Gators can’t get out of early hole


Georgia running back Todd Gurley breaks free for a touchdown during the first half against Florida on Saturday at EverBank Field in Jacksonville.

Rob C. Witzel/Staff photographer
Published: Tuesday, November 5, 2013 at 1:26 p.m.
Last Modified: Tuesday, November 5, 2013 at 1:26 p.m.

The thought process earlier in the season was that Florida could survive its notoriously slow offensive starts because the defense would stay strong, hold opposing offenses down and keep the score and the game manageable.

The Gators could always rely on their defense.

Well, that edge is gone now. Long gone.

During Florida’s current three-game losing streak, it has been the slow-starting defense that has put the Gators in an early hole that dictated the negative tempo in each of the three games.

"It's certainly impacted the games as far as how we have relied on our defense in some obvious situations,” UF coach Will Muschamp said. “You don't put your finger on one thing and say it's this.”

Whatever it is, the defense, which looked so strong and so sound just a few weeks ago, is getting lit up in a big way early in games.

At Missouri three weeks ago, the Tigers needed only two plays to put the Gators in a 7-0 hole.

Last Saturday in Jacksonville, the Gators found themselves down 14-0 less than six minutes into the game thanks to a porous performance by the defense that included giving up a 73-yard touchdown by Todd Gurley on a middle screen pass.

Couple the early defensive meltdowns with the usual slow start by the offense, and the Gators have not led in a game since giving up a touchdown to LSU on the first play of the second quarter on Oct. 12.

The Gators have been playing behind ever since. And, as everyone knows (especially UF’s opponents), this is not an offense that is built to play from behind.

“We've just got to go back and put our guys in better situations to play,” Muschamp said. “And that's on us as coaches. We've got to put our guys in better situations to feel more comfortable and react as opposed to think in some situations.

“That's the best way I can summarize it because in every game it's been a little something different, whether it's on the front end getting cut out of a gap or the back end, not coverage in the right leverage, thinking about the Missouri game. We just need to coach better."

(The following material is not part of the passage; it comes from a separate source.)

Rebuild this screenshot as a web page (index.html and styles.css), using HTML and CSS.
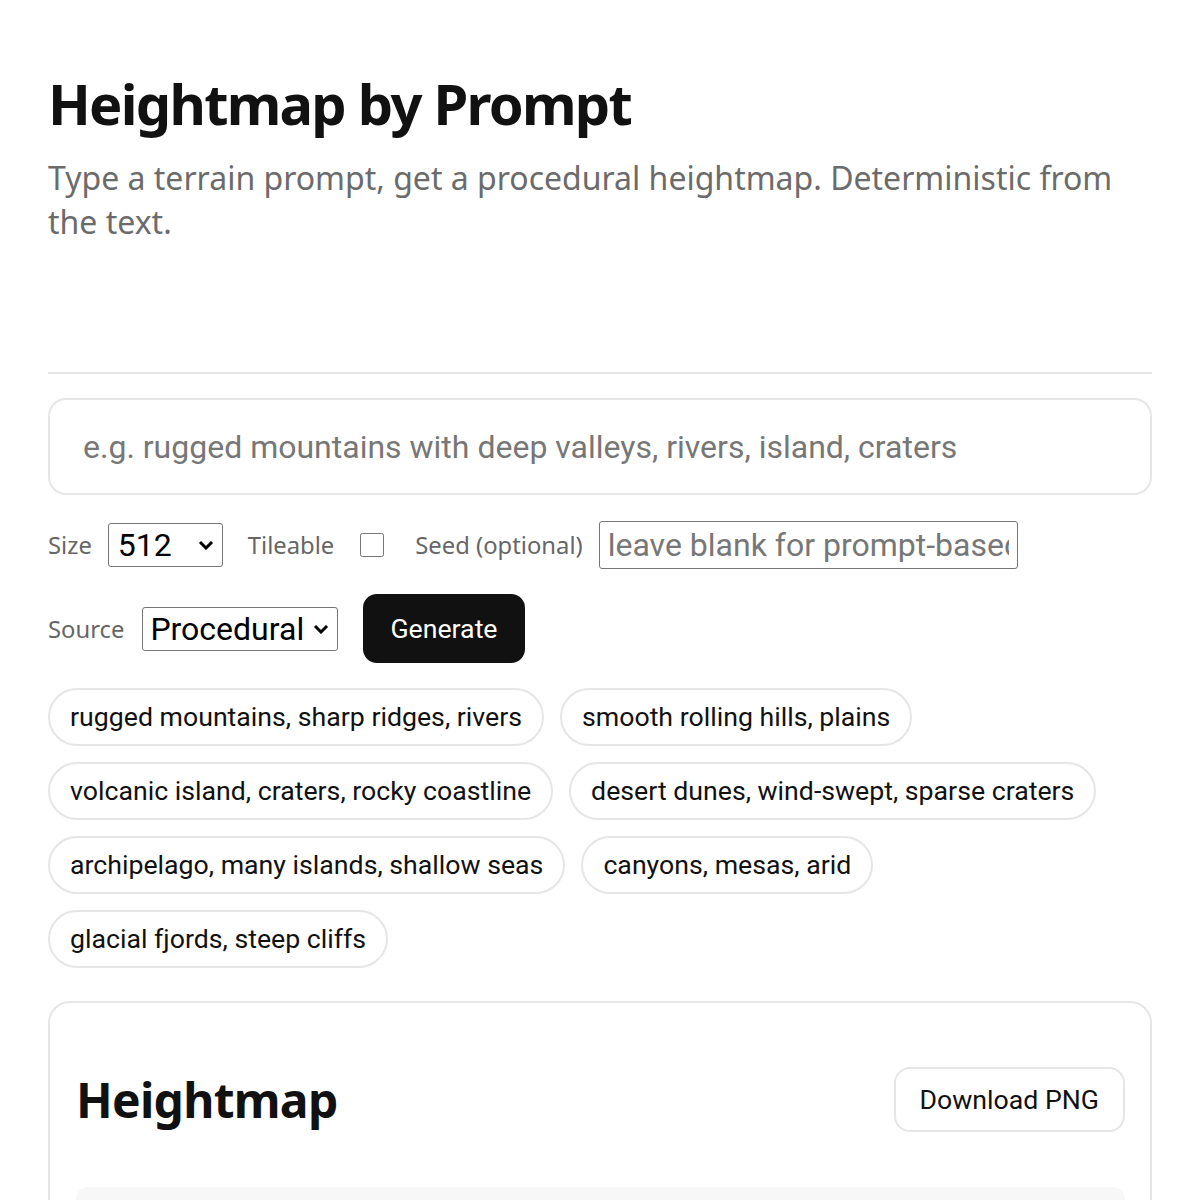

The scary thing is the defense has gotten progressively worse early in games. Giving up a lightning-quick touchdown to Missouri is one thing. Giving up two to Georgia in only a matter of minutes is too much for this fragile team to overcome.

“The way we started the game was not how we wanted to start,” senior defensive back Jaylen Watkins said. “We dug ourselves a hole.”

Like everyone else, Watkins has had a hard time explaining why the defense is giving up so many plays — many of them big plays — in the game’s opening minutes.

“Honestly, I couldn’t tell you why,” Watkins said. “It’s definitely something we have to work on for the next four or five games, or however many we’ve got. If we do that, we can win some games around here.”

Muschamp said a lot of it has to do with being consistent. The Gators had a good defensive call on for Gurley’s long touchdown, Muschamp said, but one blown assignment left Gurley wide open in the middle of the field for the easy score.

“Defensively, just way too inconsistent giving up 14 points on the first two drives,” Muschamp said. “When you look back, starting fast comes back to putting our players in better situations to be successful as far as our looks are concerned and the things we are carrying into the game.

“Very erratic on third down. Played better in the second half and made some things happen in the game to create some momentum for our team. Just way too inconsistent.”

And way too late.

By the time the defense settled down in the second half, the Gators were down 23-3. UF made a nice comeback, but the deficit was too much to overcome.

Now, the Gators are so concerned about their slow-starting defense that the offense is starting to press to make plays and sustain drives in an attempt to protect the defense and keep UF in games early.

“We’re going to have to pick up the urgency, put pressure on ourselves to make things happen in the first quarter,” quarterback Tyler Murphy said. "That way we can avoid getting into holes like we did on Saturday. We’re going to find out what we need to do better in the first quarter. Hopefully we can carry some of the momentum that we had last week over and play better."

It’s a strange role reversal in what has been a strange season for the 4-4 Gators.